Durante los últimos años he tenido la ocasión de convivir y trabajar con diversas personas siguiendo un esquema aproximadamente anarquista: cada uno que haga lo que quiera y lo que pueda cuando quiera y cuando pueda siempre que reme para donde debe. Esta forma de trabajar es tremendamente cómoda cuando funciona, pero no todo el mundo puede adaptarse a ella y la mayoría de las veces uno no tiene opción de elegir a las personas de su entorno. Puede aparecer alguien incompetente, a quien haya que poner una niñera encima, alguien vago que sencillamente no quiere trabajar, o alguien con ganas de fastidiar y que se aproveche de esa libertad para hacerlo. Entonces, si no te puedes deshacer de él, bien porque la decisión no está en tu mano, bien porque no puedes encontrar a nadie más competente, hay que empezar a establecer unas reglas y una burocracia , a priori absurda, para intentar minimizar los posibles efectos negativos.

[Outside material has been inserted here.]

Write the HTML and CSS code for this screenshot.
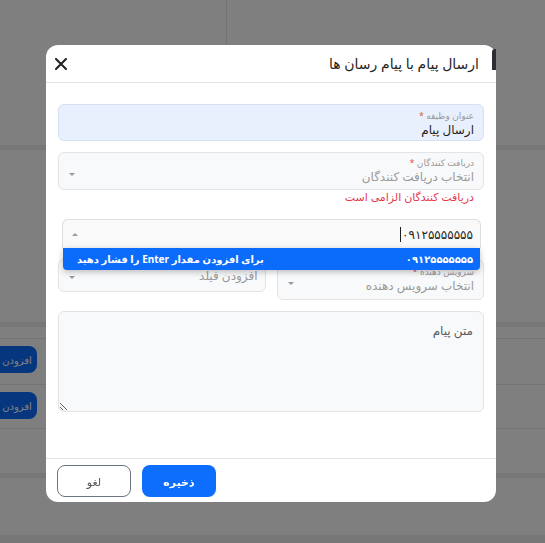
FILE: index.html
```html
<!DOCTYPE html>
<html lang="fa">
<head>
    <meta charset="UTF-8">
    <meta name="viewport" content="width=device-width, initial-scale=1.0">
    <title>ارسال پیام با پیام رسان ها</title>
    <link rel="stylesheet" href="styles.css">
</head>
<body>
    <!-- page behind the dialog -->
    <div class="page">
        <div class="page-head">
            <div class="page-head-side"></div>
        </div>
        <div class="page-fill top"></div>
        <div class="page-band"></div>
        <div class="page-fill middle"></div>
        <div class="page-band"></div>
        <div class="page-list">
            <div class="page-row"><button class="page-btn">افزودن</button></div>
            <div class="page-row"><button class="page-btn">افزودن</button></div>
        </div>
        <div class="page-fill lower"></div>
        <div class="page-band"></div>
        <div class="page-fill bottom"></div>
        <div class="page-foot"></div>
    </div>

    <!-- send message dialog -->
    <div class="backdrop">
        <div class="modal" dir="rtl">
            <div class="modal-tab"></div>
            <div class="modal-header">
                <h5 class="modal-title">ارسال پیام با پیام رسان ها</h5>
                <button class="modal-close" aria-label="بستن">
                    <svg width="12" height="12" viewBox="0 0 12 12">
                        <path d="M1 1L11 11M11 1L1 11" stroke="#1f1f1f" stroke-width="2" stroke-linecap="round"/>
                    </svg>
                </button>
            </div>

            <div class="modal-body">
                <div class="field filled">
                    <div class="field-label">عنوان وظیفه <span class="req">*</span></div>
                    <div class="field-value">ارسال پیام</div>
                </div>

                <div class="field select receivers">
                    <div class="field-text">
                        <div class="field-label">دریافت کنندگان <span class="req">*</span></div>
                        <div class="field-placeholder">انتخاب دریافت کنندگان</div>
                    </div>
                    <span class="caret-down"></span>
                </div>
                <div class="field-error">دریافت کنندگان الزامی است</div>

                <div class="phone-select">
                    <div class="phone-value">۰۹۱۲۵۵۵۵۵۵۵</div>
                    <span class="text-cursor"></span>
                    <span class="caret-up"></span>
                    <div class="phone-menu">
                        <span class="phone-option">۰۹۱۲۵۵۵۵۵۵۵</span>
                        <span class="phone-hint">برای افزودن مقدار Enter را فشار دهید</span>
                    </div>
                </div>

                <div class="field-row">
                    <div class="field select provider">
                        <div class="field-text">
                            <div class="field-label">سرویس دهنده <span class="req">*</span></div>
                            <div class="field-placeholder">انتخاب سرویس دهنده</div>
                        </div>
                        <span class="caret-down"></span>
                    </div>
                    <div class="field select single">
                        <div class="field-placeholder">افزودن فیلد</div>
                        <span class="caret-down"></span>
                    </div>
                </div>

                <textarea class="message" placeholder="متن پیام"></textarea>
            </div>

            <div class="modal-footer">
                <button class="btn btn-primary">ذخیره</button>
                <button class="btn btn-outline">لغو</button>
            </div>
        </div>
    </div>
</body>
</html>
```

FILE: styles.css
```css
* {
    box-sizing: border-box;
}

body {
    margin: 0;
    font-family: "Noto Sans", "DejaVu Sans", sans-serif;
    background: #fff;
    overflow: hidden;
}

/* background page */
.page-head {
    height: 45px;
}

.page-head-side {
    width: 227px;
    height: 100%;
    border-right: 1px solid #e2e2e2;
}

.page-fill.top { height: 100px; }
.page-fill.middle { height: 172px; }
.page-fill.lower { height: 44px; }
.page-fill.bottom { height: 57px; }

.page-band {
    height: 5px;
    background: #eeeeee;
}

.page-list {
    padding-top: 11px;
}

.page-row {
    height: 46px;
    border-top: 1px solid #e6e6e6;
    padding-top: 7px;
}

.page-row:last-child {
    height: 45px;
    border-bottom: 1px solid #e6e6e6;
}

.page-btn {
    margin-left: -9px;
    width: 46px;
    height: 27px;
    border: none;
    border-radius: 8px;
    background: #0d6efd;
    color: #fff;
    font-family: inherit;
    font-size: 10px;
    padding: 0 0 0 6px;
}

.page-foot {
    height: 8px;
    background: #eeeeee;
}

/* dialog */
.backdrop {
    position: fixed;
    inset: 0;
    background: rgba(0, 0, 0, 0.5);
    display: flex;
    align-items: flex-start;
    padding: 45px 0 0 46px;
}

.modal {
    position: relative;
    width: 450px;
    height: 457px;
    background: #fff;
    border-radius: 12px;
    display: flex;
    flex-direction: column;
}

.modal-tab {
    position: absolute;
    top: 4px;
    right: 0;
    width: 4px;
    height: 21px;
    background: #2c2d33;
    border-radius: 3px 0 0 0;
}

.modal-header {
    height: 38px;
    border-bottom: 1px solid #e3e3e3;
    display: flex;
    align-items: center;
    justify-content: space-between;
    padding: 0 17px 0 8px;
}

.modal-title {
    margin: 0;
    font-size: 14px;
    font-weight: 500;
    color: #1f1f1f;
}

.modal-close {
    border: none;
    background: none;
    padding: 0;
    width: 14px;
    height: 14px;
    display: flex;
    align-items: center;
    justify-content: center;
}

.modal-body {
    flex: 1;
    padding: 21px 12px 0;
}

.field {
    border: 1px solid #e3e3e3;
    border-radius: 6px;
    background: #f8f9fa;
    padding: 5px 9px 0;
}

.field.filled {
    height: 37px;
    background: #e8f0fe;
    border-color: #d6e0f0;
}

.field-label {
    font-size: 9px;
    line-height: 12px;
    color: #9a9a9a;
}

.req {
    color: #e5534b;
}

.field-value {
    font-size: 12px;
    line-height: 16px;
    color: #1f1f1f;
}

.field-placeholder {
    font-size: 12px;
    line-height: 16px;
    color: #9a9a9a;
}

.field.select {
    display: flex;
    align-items: center;
    justify-content: space-between;
    padding-left: 10px;
}

.field.receivers {
    height: 38px;
    margin-top: 11px;
    padding-top: 0;
}

.field-text {
    align-self: flex-start;
    padding-top: 4px;
}

.caret-down,
.caret-up {
    width: 0;
    height: 0;
    border-left: 3px solid transparent;
    border-right: 3px solid transparent;
}

.caret-down {
    border-top: 3px solid #9a9a9a;
    margin-top: 7px;
}

.caret-up {
    border-bottom: 3px solid #9a9a9a;
}

.field-error {
    padding-right: 10px;
    font-size: 11px;
    line-height: 14px;
    color: #e5394b;
}

.phone-select {
    position: relative;
    margin: 15px 3px 0 4px;
    height: 29px;
    border: 1px solid #dedede;
    border-bottom: none;
    border-radius: 6px 6px 0 0;
    background: #f9f9f9;
    display: flex;
    align-items: center;
    padding: 0 7px 0 9px;
}

.phone-value {
    font-size: 12px;
    color: #1f1f1f;
}

.text-cursor {
    width: 1px;
    height: 15px;
    background: #1f1f1f;
    margin-right: 1px;
}

.phone-select .caret-up {
    margin-right: auto;
}

.phone-menu {
    position: absolute;
    top: 100%;
    left: 0;
    right: 0;
    height: 22px;
    background: #0b6cfb;
    border-radius: 0 0 4px 4px;
    box-shadow: 0 2px 6px rgba(0, 0, 0, 0.25);
    display: flex;
    align-items: center;
    justify-content: space-between;
    padding: 0 7px 0 14px;
    color: #fff;
    font-size: 10px;
    font-weight: 700;
    z-index: 2;
}

.field-row {
    display: grid;
    grid-template-columns: 1fr 1fr;
    gap: 11px;
    align-items: start;
    margin-top: 11px;
}

.field.provider {
    height: 41px;
    padding-top: 0;
}

.field.provider .field-text {
    padding-top: 6px;
}

.field.single {
    height: 33px;
    padding: 0 7px 0 10px;
}

.field.single .caret-down {
    margin-top: 3px;
}

.message {
    display: block;
    width: 100%;
    height: 101px;
    margin-top: 11px;
    border: 1px solid #e3e3e3;
    border-radius: 6px;
    background: #f8f9fa;
    padding: 10px 10px;
    font-family: inherit;
    font-size: 12px;
    resize: vertical;
    outline: none;
}

.message::placeholder {
    color: #5a5a5a;
}

.modal-footer {
    height: 44px;
    border-top: 1px solid #e3e3e3;
    display: flex;
    justify-content: flex-end;
    align-items: flex-start;
    gap: 11px;
    padding: 6px 11px 0;
}

.btn {
    width: 74px;
    height: 32px;
    border-radius: 8px;
    font-family: inherit;
    font-size: 11px;
}

.btn-primary {
    border: none;
    background: #0d6efd;
    color: #fff;
    font-weight: 700;
}

.btn-outline {
    border: 1px solid #6c757d;
    background: #fff;
    color: #555;
}
```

Lo que planteo aquí hoy es hasta que punto las libertades concedidas a un colectivo (¿empleados de una empresa?) son medida del grado de competencia del mismo. Ilustrémoslo con ejemplos reales:
Ud. va a inscribir a su hijo en un instituto y le informan de que allí los alumnos no pueden acercarse a menos de un metro de la verja y que además necesitan consentimiento firmado de un profesor para ir al baño.
¿Qué pensaría? ¿Que le van a enseñar auténtica disciplina o que el centro esta repleto de jóvenes comerciantes?
Ahora evaluemos dos empresas del mundo de la tecnología (sean A y B empresas). En la empresa A se sigue un estricto código a la hora de vestir, se tica al entrar y al salir y hay que presentar un justificante por cualquier falta o retraso. En la empresa B no hay horarios mientras cumpla con las horas de su contrato y con las fechas de los proyectos.
Voy a proponer un ejercicio al lector, piense en una empresa local con mala fama y en una empresa que domine un mercado a nivel global y piense cuál es cuál.